Source records
----------

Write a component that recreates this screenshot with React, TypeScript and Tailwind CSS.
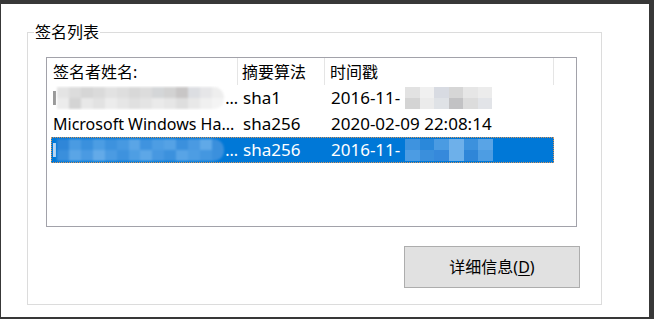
const font = { fontFamily: '"Noto Sans", "Noto Sans CJK SC", sans-serif' };

const grayBlocks = [
  ["#e4e4e4", "#dcdcdc", "#d6d6d6", "#dadada", "#e2e2e2", "#dedede", "#d8d8d8", "#dcdcdc", "#d4d6d8", "#d2d2d2", "#c8c6c6", "#dcdee2", "#e6e6e8", "#eeeeee"],
  ["#ececec", "#d4d4d4", "#e8e8e8", "#e2e2e2", "#ececec", "#e6e6e6", "#e0e0e0", "#e4e4e4", "#eaeaea", "#e6e6e6", "#dedede", "#e8e8e8", "#f0f0f0", "#f4f4f4"],
];

const blueBlocks = [
  ["#2f86d8", "#4a9be2", "#3a90dd", "#4c9de3", "#3d92de", "#4799e1", "#5aa5e6", "#3f93df", "#4d9de3", "#55a2e5", "#3b90dd", "#4a9ae2", "#60a9e8", "#3a8fdc"],
  ["#3a8fdc", "#5aa5e6", "#4a9ae2", "#63aae8", "#4b9be2", "#3e92de", "#4e9ee3", "#5da7e7", "#4798e1", "#3c91dd", "#58a4e6", "#4d9de3", "#4497e0", "#3b90dd"],
];

const timeGray = [
  ["#e2e2e2", "#f0f0f0", "#d8dbe2", "#d6d6d6", "#e6e6e6", "#ececec"],
  ["#d4d4d4", "#ebebeb", "#dfe2e6", "#c2c2c4", "#dcdcdc", "#e2e4e8"],
];

const timeBlue = [
  ["#3e93df", "#2a88da", "#4a9be2", "#6eb0ea", "#3c91dd", "#59a4e6"],
  ["#4c9ce3", "#3a8fdc", "#3689db", "#6db0ea", "#2f86d8", "#4d9de3"],
];

function Mosaic({ blocks, width, blur }: { blocks: string[][]; width: number; blur?: boolean }) {
  return (
    <div
      className={`flex flex-col overflow-hidden ${blur ? "blur-[1px] rounded-r-[10px]" : ""}`}
      style={{ width }}
    >
      {blocks.map((row, i) => (
        <div key={i} className="flex h-[11px]">
          {row.map((c, j) => (
            <div key={j} className="flex-1" style={{ backgroundColor: c }} />
          ))}
        </div>
      ))}
    </div>
  );
}

function Row({
  selected,
  name,
  algo,
  time,
}: {
  selected?: boolean;
  name: React.ReactNode;
  algo: string;
  time: React.ReactNode;
}) {
  return (
    <div
      className={`flex h-[26px] items-center ml-[4px] w-[503px] ${
        selected ? "bg-[#0078d7] text-white border border-dotted border-[#d8955a]" : "border border-transparent text-black"
      }`}
    >
      <div className="w-[186px] pl-[1px] whitespace-nowrap overflow-hidden text-[16px]">{name}</div>
      <div className="w-[88px] pl-[5px] whitespace-nowrap text-[17px]">{algo}</div>
      <div className="flex-1 pl-[5px] whitespace-nowrap text-[17px]">{time}</div>
    </div>
  );
}

export default function App() {
  return (
    <div className="w-[654px] h-[319px] bg-[#383838] flex pt-[4px] pl-[1px] pr-[5px] pb-[2px]" style={font}>
      <div className="flex-1 bg-white text-[16px] text-black">
        {/* 签名列表 group box */}
        <div className="relative ml-[26px] mt-[28px] w-[575px] h-[273px] border border-[#dcdcdc] flex flex-col">
          <div className="absolute left-[6px] top-[-12px] bg-white px-[1px] leading-[22px]">签名列表</div>

          <div className="ml-[18px] mt-[24px] w-[531px] h-[170px] border border-[#a2a2aa] flex flex-col">
            <div className="flex h-[27px] items-center leading-none">
              <div className="w-[191px] h-full flex items-center pl-[6px] border-r border-[#e5e5e5]">签名者姓名:</div>
              <div className="w-[87px] h-full flex items-center pl-[4px] border-r border-[#e5e5e5]">摘要算法</div>
              <div className="w-[229px] h-full flex items-center pl-[5px] border-r border-[#e5e5e5]">时间戳</div>
            </div>

            <Row
              name={
                <div className="flex items-center">
                  <span className="inline-block w-[3px] h-[14px] bg-[#9a9a9a] mr-[1px]" />
                  <Mosaic blocks={grayBlocks} width={172} blur />
                  <span className="ml-[1px]">...</span>
                </div>
              }
              algo="sha1"
              time={
                <div className="flex items-center">
                  <span className="w-[74px]">2016-11-</span>
                  <Mosaic blocks={timeGray} width={87} />
                </div>
              }
            />
            <Row
              name="Microsoft Windows Ha..."
              algo="sha256"
              time="2020-02-09 22:08:14"
            />
            <Row
              selected
              name={
                <div className="flex items-center">
                  <span className="inline-block w-[3px] h-[14px] bg-[#b8d6f2] mr-[1px]" />
                  <Mosaic blocks={blueBlocks} width={172} blur />
                  <span className="ml-[1px]">...</span>
                </div>
              }
              algo="sha256"
              time={
                <div className="flex items-center">
                  <span className="w-[74px]">2016-11-</span>
                  <Mosaic blocks={timeBlue} width={88} />
                </div>
              }
            />
          </div>

          <div className="flex justify-end mt-[19px] mr-[21px]">
            <button className="w-[176px] h-[42px] bg-[#e1e1e1] border border-[#adadad] text-[16px] text-black">
              详细信息(<span className="underline underline-offset-2">D</span>)
            </button>
          </div>
        </div>
      </div>
    </div>
  );
}
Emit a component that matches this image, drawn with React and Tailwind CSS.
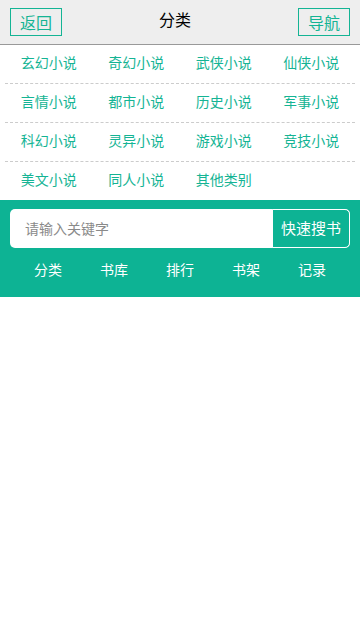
const cats = [
  '玄幻小说', '奇幻小说', '武侠小说', '仙侠小说',
  '言情小说', '都市小说', '历史小说', '军事小说',
  '科幻小说', '灵异小说', '游戏小说', '竞技小说',
  '美文小说', '同人小说', '其他类别',
];

const rows = [];
for (let i = 0; i < cats.length; i += 4) rows.push(cats.slice(i, i + 4));

const navs = ['分类', '书库', '排行', '书架', '记录'];

export default function App() {
  return (
    <div className="w-[360px] min-h-[640px] bg-white" style={{ fontFamily: '"Noto Sans CJK SC", "Liberation Sans", sans-serif' }}>
      {/* header */}
      <div className="h-[45px] bg-[#eeeeee] border-b border-[#999999] flex items-center justify-between px-[10px]">
        <button className="w-[52px] h-[28px] -mt-[1px] border border-[#14b494] text-[#14b494] text-[16px] leading-none flex items-center justify-center">
          返回
        </button>
        <div className="text-[16px] text-black -mt-[6px] -ml-[10px]">分类</div>
        <button className="w-[52px] h-[28px] -mt-[1px] border border-[#14b494] text-[#14b494] text-[16px] leading-none flex items-center justify-center">
          导航
        </button>
      </div>

      {/* categories */}
      <div className="px-[5px]">
        {rows.map((row, i) => (
          <div
            key={i}
            className={`grid grid-cols-4 items-center pb-[3px] ${i < rows.length - 1 ? 'h-[39px] border-b border-dashed border-[#cccccc]' : 'h-[38px]'}`}
          >
            {row.map((c) => (
              <div key={c} className="text-center text-[14px] text-[#14b494]">
                {c}
              </div>
            ))}
          </div>
        ))}
      </div>

      {/* search */}
      <div className="bg-[#0db394] pt-[9px] pb-[9px] px-[10px]">
        <div className="flex h-[39px] bg-white rounded-[5px]">
          <div className="flex-1 flex items-center pl-[15px] text-[14px] text-[#8a8a8a]">请输入关键字</div>
          <button className="w-[78px] h-full bg-[#0db394] border border-white rounded-r-[5px] text-white text-[15px]">
            快速搜书
          </button>
        </div>
        <div className="grid grid-cols-5 px-[5px] pt-[3px] h-[40px] items-center">
          {navs.map((n) => (
            <div key={n} className="text-center text-white text-[14px]">
              {n}
            </div>
          ))}
        </div>
      </div>
    </div>
  );
}
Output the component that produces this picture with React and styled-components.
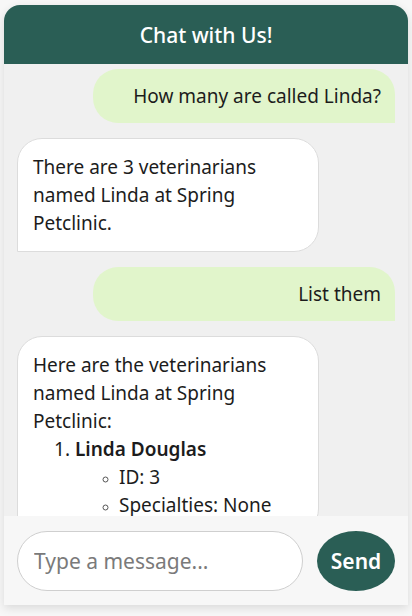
import React from 'react'
import styled, { createGlobalStyle } from 'styled-components'

const GlobalStyle = createGlobalStyle`
  html, body {
    margin: 0;
    padding: 0;
    background: #f7f7f7;
    font-family: "Noto Sans", "Open Sans", sans-serif;
  }
`

const Page = styled.div`
  height: 616px;
  padding: 5px 4px 0;
  box-sizing: border-box;
  background: #f7f7f7;
`

const Chat = styled.div`
  display: flex;
  flex-direction: column;
  height: 600px;
  border-radius: 16px 16px 0 0;
  overflow: hidden;
  box-shadow: 0 3px 10px rgba(0, 0, 0, 0.12);
`

const Header = styled.div`
  flex: 0 0 59px;
  display: flex;
  align-items: center;
  justify-content: center;
  background: #2a5e55;
  color: #fff;
  font-size: 21px;
  font-weight: 500;
`

const Messages = styled.div`
  flex: 1;
  overflow: hidden;
  background: #f0f0f0;
  padding: 5px 13px 0;
  display: flex;
  flex-direction: column;
  gap: 15px;
`

const Bubble = styled.div`
  width: 80%;
  box-sizing: border-box;
  flex-shrink: 0;
  font-size: 19px;
  color: #1c1c1c;
  line-height: 28px;
  border-radius: 25px;
  ${p => p.$user ? `
    align-self: flex-end;
    text-align: right;
    background: #e1f5cb;
    padding: 13px 14px;
    border-bottom-right-radius: 0;
  ` : `
    align-self: flex-start;
    background: #fff;
    border: 1px solid #dcdcdc;
    padding: 14px 15px;
    border-bottom-left-radius: 0;
  `}
`

const Name = styled.strong`
  font-weight: 600;
`

const List = styled.ol`
  margin: 0;
  padding-left: 42px;
`

const SubList = styled.ul`
  margin: 0;
  padding-left: 44px;
  list-style-type: circle;
  li::marker {
    font-size: 13px;
    color: #555;
  }
`

const InputBar = styled.div`
  flex: 0 0 89px;
  display: flex;
  align-items: center;
  gap: 14px;
  padding: 0 13px;
  background: #f7f7f7;
  box-sizing: border-box;
`

const Input = styled.input`
  flex: 1;
  min-width: 0;
  width: 100%;
  height: 60px;
  box-sizing: border-box;
  border: 1px solid #cfcfcf;
  border-radius: 30px;
  padding: 0 16px;
  font-family: inherit;
  font-size: 21px;
  color: #222;
  background: #fff;
  outline: none;
  &::placeholder {
    color: #7a7a7a;
  }
`

const SendButton = styled.button`
  flex: 0 0 78px;
  height: 60px;
  padding: 0;
  border: none;
  border-radius: 50%;
  background: #2a5e55;
  color: #fff;
  font-family: inherit;
  font-size: 21px;
  font-weight: 600;
`

export default function App () {
  return (
    <Page>
      <GlobalStyle />
      <Chat>
        <Header>Chat with Us!</Header>
        <Messages>
          <Bubble $user>How many are called Linda?</Bubble>
          <Bubble>There are 3 veterinarians named Linda at Spring Petclinic.</Bubble>
          <Bubble $user>List them</Bubble>
          <Bubble>
            Here are the veterinarians named Linda at Spring Petclinic:
            <List>
              <li>
                <Name>Linda Douglas</Name>
                <SubList>
                  <li>ID: 3</li>
                  <li>Specialties: None</li>
                </SubList>
              </li>
            </List>
          </Bubble>
        </Messages>
        <InputBar>
          <Input placeholder='Type a message...' />
          <SendButton>Send</SendButton>
        </InputBar>
      </Chat>
    </Page>
  )
}
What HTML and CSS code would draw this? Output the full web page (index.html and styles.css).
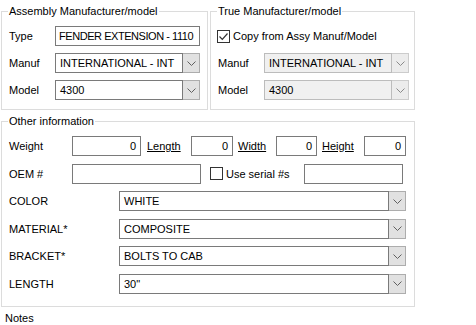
FILE: index.html
```html
<!DOCTYPE html>
<html lang="en">
<head>
<meta charset="utf-8">
<title>Part details</title>
<link rel="stylesheet" href="styles.css">
</head>
<body>
<div class="top">
  <fieldset class="group assy">
    <legend>Assembly Manufacturer/model</legend>
    <div class="row">
      <span class="lbl">Type</span>
      <div class="field wide tight">FENDER EXTENSION - 1110</div>
    </div>
    <div class="row">
      <span class="lbl">Manuf</span>
      <div class="combo wide"><span class="val">INTERNATIONAL - INT</span><span class="btn"><svg width="9" height="5" viewBox="0 0 9 5"><path d="M0.5 0.5 L4.5 4.5 L8.5 0.5" fill="none" stroke="#606060" stroke-width="1"/></svg></span></div>
    </div>
    <div class="row">
      <span class="lbl">Model</span>
      <div class="combo wide"><span class="val">4300</span><span class="btn"><svg width="9" height="5" viewBox="0 0 9 5"><path d="M0.5 0.5 L4.5 4.5 L8.5 0.5" fill="none" stroke="#606060" stroke-width="1"/></svg></span></div>
    </div>
  </fieldset>
  <fieldset class="group true">
    <legend>True Manufacturer/model</legend>
    <div class="row">
      <span class="check on"><svg width="11" height="11" viewBox="0 0 11 11"><path d="M1.5 5.5 L4.3 8.3 L9.5 2.5" fill="none" stroke="#333" stroke-width="1.2"/></svg></span>
      <span class="chklbl">Copy from Assy Manuf/Model</span>
    </div>
    <div class="row">
      <span class="lbl lbl-true">Manuf</span>
      <div class="combo off wide"><span class="val">INTERNATIONAL - INT</span><span class="btn"><svg width="9" height="5" viewBox="0 0 9 5"><path d="M0.5 0.5 L4.5 4.5 L8.5 0.5" fill="none" stroke="#8a8a8a" stroke-width="1"/></svg></span></div>
    </div>
    <div class="row">
      <span class="lbl lbl-true">Model</span>
      <div class="combo off wide"><span class="val">4300</span><span class="btn"><svg width="9" height="5" viewBox="0 0 9 5"><path d="M0.5 0.5 L4.5 4.5 L8.5 0.5" fill="none" stroke="#8a8a8a" stroke-width="1"/></svg></span></div>
    </div>
  </fieldset>
</div>

<fieldset class="group other">
  <legend>Other information</legend>
  <div class="row">
    <span class="lbl lbl-o">Weight</span>
    <div class="field num w-weight">0</div>
    <a class="link l-length">Length</a>
    <div class="field num w-length">0</div>
    <a class="link l-width">Width</a>
    <div class="field num w-width">0</div>
    <a class="link l-height">Height</a>
    <div class="field num w-height">0</div>
  </div>
  <div class="row">
    <span class="lbl lbl-o">OEM #</span>
    <div class="field w-oem"></div>
    <span class="check serial"></span>
    <span class="chklbl serial-lbl">Use serial #s</span>
    <div class="field w-serial"></div>
  </div>
  <div class="row">
    <span class="lbl lbl-c">COLOR</span>
    <div class="combo long"><span class="val">WHITE</span><span class="btn"><svg width="9" height="5" viewBox="0 0 9 5"><path d="M0.5 0.5 L4.5 4.5 L8.5 0.5" fill="none" stroke="#606060" stroke-width="1"/></svg></span></div>
  </div>
  <div class="row">
    <span class="lbl lbl-c">MATERIAL*</span>
    <div class="combo long"><span class="val">COMPOSITE</span><span class="btn"><svg width="9" height="5" viewBox="0 0 9 5"><path d="M0.5 0.5 L4.5 4.5 L8.5 0.5" fill="none" stroke="#606060" stroke-width="1"/></svg></span></div>
  </div>
  <div class="row">
    <span class="lbl lbl-c">BRACKET*</span>
    <div class="combo long"><span class="val">BOLTS TO CAB</span><span class="btn"><svg width="9" height="5" viewBox="0 0 9 5"><path d="M0.5 0.5 L4.5 4.5 L8.5 0.5" fill="none" stroke="#606060" stroke-width="1"/></svg></span></div>
  </div>
  <div class="row">
    <span class="lbl lbl-c">LENGTH</span>
    <div class="combo long"><span class="val">30"</span><span class="btn"><svg width="9" height="5" viewBox="0 0 9 5"><path d="M0.5 0.5 L4.5 4.5 L8.5 0.5" fill="none" stroke="#606060" stroke-width="1"/></svg></span></div>
  </div>
</fieldset>

<div class="notes">Notes</div>
</body>
</html>
```

FILE: styles.css
```css
body {
  margin: 0;
  padding: 4px 0 0 1px;
  background: #ffffff;
  font-family: "Liberation Sans", Arial, sans-serif;
  font-size: 11px;
  color: #000000;
  width: 476px;
  height: 325px;
  overflow: hidden;
  box-sizing: border-box;
}

.top {
  display: flex;
  gap: 2px;
  width: 414px;
}

.group {
  margin: 0;
  border: 1px solid #dcdcdc;
  padding: 8px 8px 9px 6px;
  min-width: 0;
  box-sizing: border-box;
  display: flex;
  flex-direction: column;
  gap: 7px;
}

.group legend {
  padding: 0 1px;
  line-height: 14px;
  margin-left: 0;
}

.assy {
  width: 207px;
}

.true {
  width: 205px;
}

.other {
  margin-top: 4px;
  width: 414px;
  padding: 8px 9px 12px 6px;
  gap: 7.6px;
}

.row {
  display: flex;
  align-items: center;
  height: 20px;
}

.lbl {
  width: 46px;
  flex: none;
  padding-left: 1px;
}

.lbl-o {
  width: 63px;
}

.lbl-c {
  width: 110px;
}

.field {
  height: 20px;
  box-sizing: border-box;
  border: 1px solid #7a7a7a;
  background: #ffffff;
  padding: 0 4px;
  line-height: 18px;
  white-space: nowrap;
  overflow: hidden;
  flex: none;
}

.field.tight {
  padding: 0 3px;
  letter-spacing: -0.45px;
}

.field.num {
  text-align: right;
}

.wide {
  width: 145px;
}

.combo {
  height: 20px;
  box-sizing: border-box;
  display: flex;
  flex: none;
}

.combo .val {
  flex: 1;
  border: 1px solid #7a7a7a;
  background: #ffffff;
  padding: 0 4px;
  line-height: 18px;
  white-space: nowrap;
  overflow: hidden;
}

.combo .btn {
  width: 17px;
  flex: none;
  box-sizing: border-box;
  border: 1px solid #adadad;
  border-left: none;
  background: #e1e1e1;
  display: flex;
  align-items: center;
  justify-content: center;
}

.combo.off .val {
  background: #f0f0f0;
  border-color: #bcbcbc;
}

.combo.off .btn {
  background: #ececec;
  border-color: #cccccc;
}

.long {
  width: 287px;
}

.check {
  width: 13px;
  height: 13px;
  box-sizing: border-box;
  border: 1px solid #333333;
  background: #ffffff;
  display: flex;
  align-items: center;
  justify-content: center;
  flex: none;
}

.chklbl {
  margin-left: 3px;
}

.link {
  color: #000000;
  text-decoration: underline;
  flex: none;
  padding-left: 1px;
}

.w-weight { width: 69px; }
.l-length { margin-left: 5px; width: 44px; }
.w-length { width: 42px; }
.l-width { margin-left: 4px; width: 38px; }
.w-width { width: 41px; }
.l-height { margin-left: 4px; width: 42px; }
.w-height { width: 42px; }

.w-oem { width: 129px; }
.serial { margin-left: 9px; }
.serial-lbl { width: 78px; }
.w-serial { width: 99px; }

.notes {
  margin-top: 4px;
  padding-left: 4px;
  line-height: 14px;
}
```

----------

- Task directions
Copy out only the lines from the one containing "Emit a component" through the one containing "const navs = ['分类', '书库', '排行', '书架', '记录'];", exactly, with both ends. Any picture is left out.

- Task output
Emit a component that matches this image, drawn with React and Tailwind CSS.
const cats = [
  '玄幻小说', '奇幻小说', '武侠小说', '仙侠小说',
  '言情小说', '都市小说', '历史小说', '军事小说',
  '科幻小说', '灵异小说', '游戏小说', '竞技小说',
  '美文小说', '同人小说', '其他类别',
];

const rows = [];
for (let i = 0; i < cats.length; i += 4) rows.push(cats.slice(i, i + 4));

const navs = ['分类', '书库', '排行', '书架', '记录'];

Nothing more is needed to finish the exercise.